Os encontros e desencontros, a busca pela autorrealização, o afastamento dos comandos ditados não só pelo consumismo, mas também pela viciante imposição social de sucesso, bons costumes, constituição familiar, acúmulo material, desejos incabíveis etc., são muito bem representados por Penn através das passagens do personagem de Hirsch por pontos diversos (geográficos e culturais) dos Estados Unidos, durante a jornada deste rumo ao Alasca, seu objetivo-estanque. O personagem de Hirsch encontra tipos diversos - Catherine Keener (Um Crime Americano), William Hurt (A Vila), Marcia Gay Harden (Medidas Desesperadas), Hal Holbrook (Lincoln), Vince Vaughn (Penetras Bons de Bico), Kristen Stewart (Na Estrada) são alguns destes - e, de forma inversa, acaba por ajudar/guiar cada um destes enquanto segue em retidão ao seu suposto destino: transcender ao se conectar a natureza em seu estado mais adverso, bruto, rico, logo, natural.

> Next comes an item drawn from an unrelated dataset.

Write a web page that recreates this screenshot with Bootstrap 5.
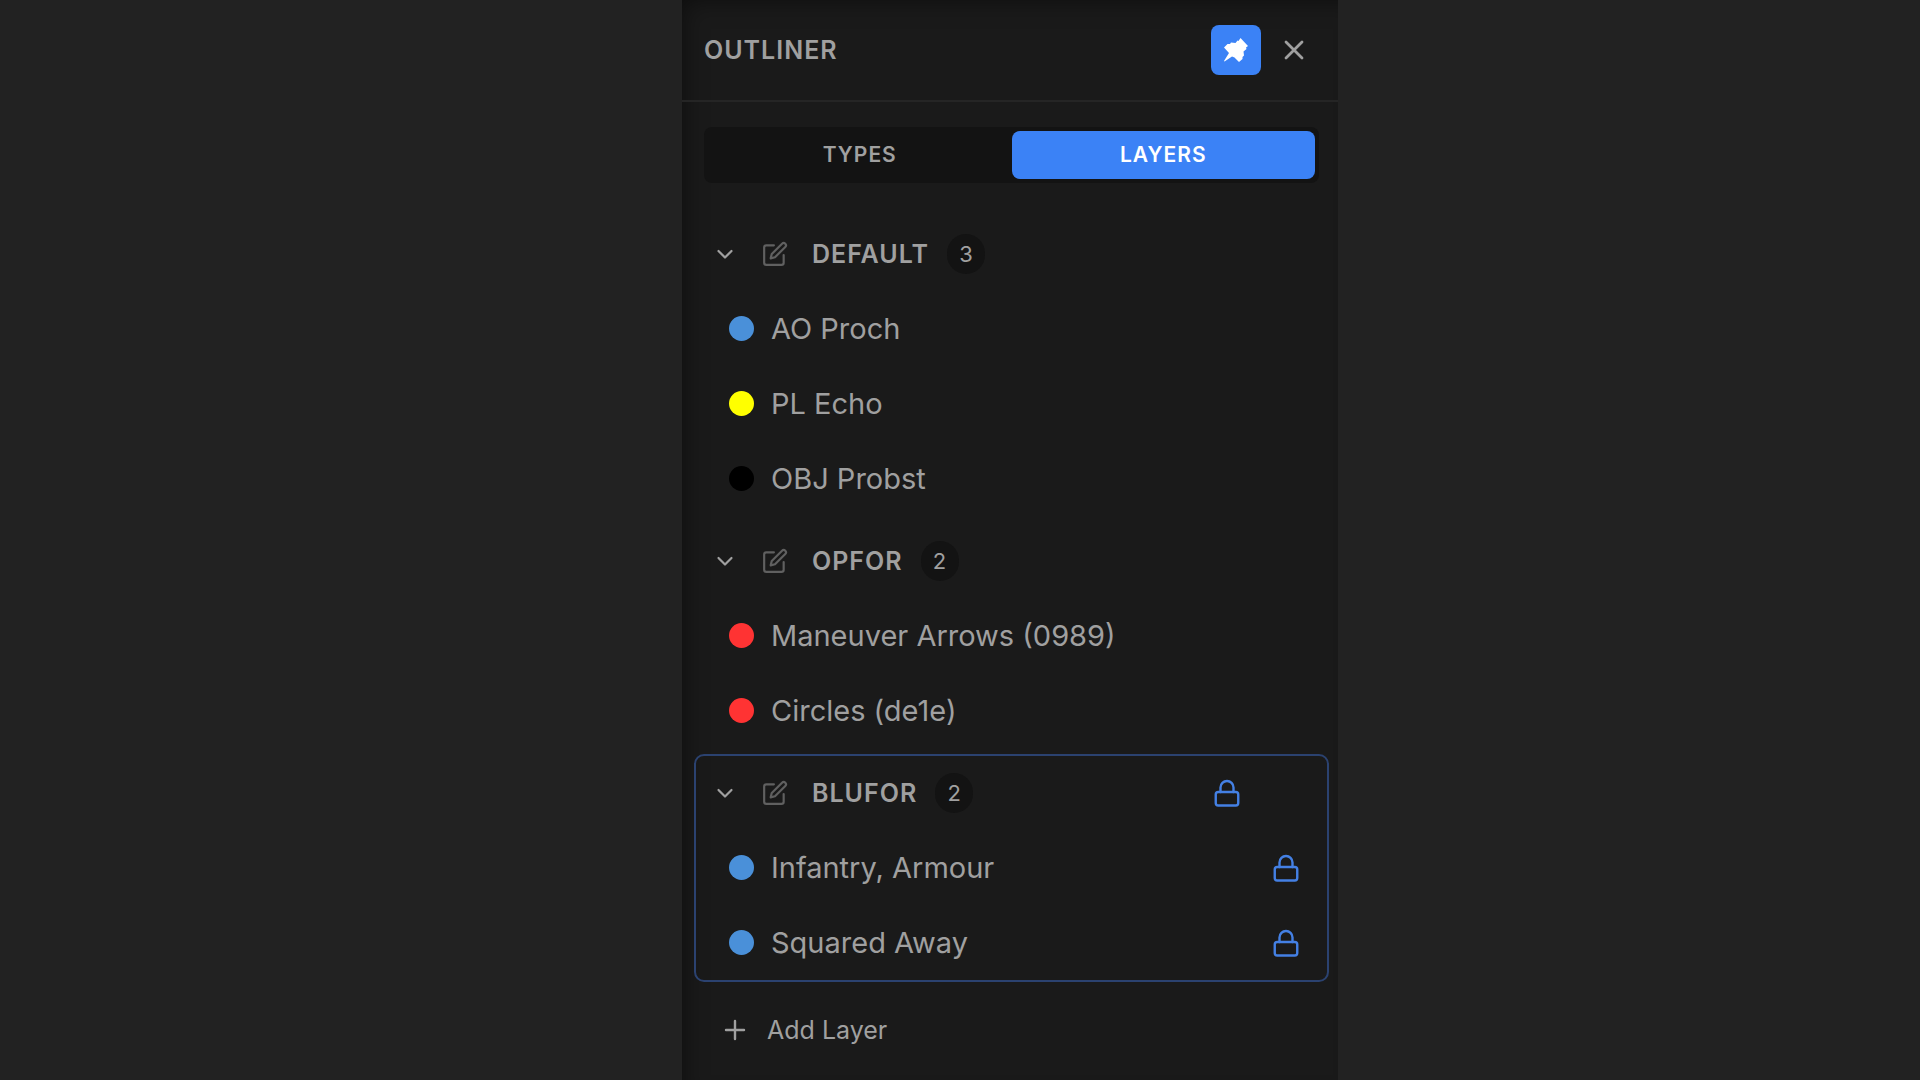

Antes de tudo há de se abstrair em Na Natureza Selvagem pois, técnica à parte - sim, o filme é muito bem realizado, sua fotografia é de que cair o queixo (Eric Gautier) e sua trilha sonora (Michael Brook, Kaki King, Canned Head) e canções (Eddie Vedder) são, indubitavelmente, personagens protagonistas ao lado do próprio Supertramp -, a força-motriz dele encontra-se na transcendência, na projeção do "e se", no afastamento dos dogmas, das certezas, da segurança, do comodismo e do julgamento, na perspectiva de se entender o rompimento, de se compreender que há sim coragem no ato de se desprender das amarras "invisíveis" e partir rumo ao descobrimento próprio, ao encontro com o Criador ou simplesmente à uma catarse íntimo e pessoal. Um filme belo e inspirador, cuja beleza e inspiração não pode ser, assim como seu maior inspirador, apontada ou definida. Cada um sente e percebe o filme de uma maneira e, bem ou mal, transcendem e viajam junto ao notório Supertramp, por estradas e mares nunca antes explorados, mas ao mesmo tempo sempre presentes em nossas trajetórias. Uma complexidade simples de se abstrair, através de pequenos e tocantes momentos entre o jovem e o mundo (personagens) ao seu entorno.
Obs.: O filme "sufoca" ainda mais quando apreciado em alta-resolução.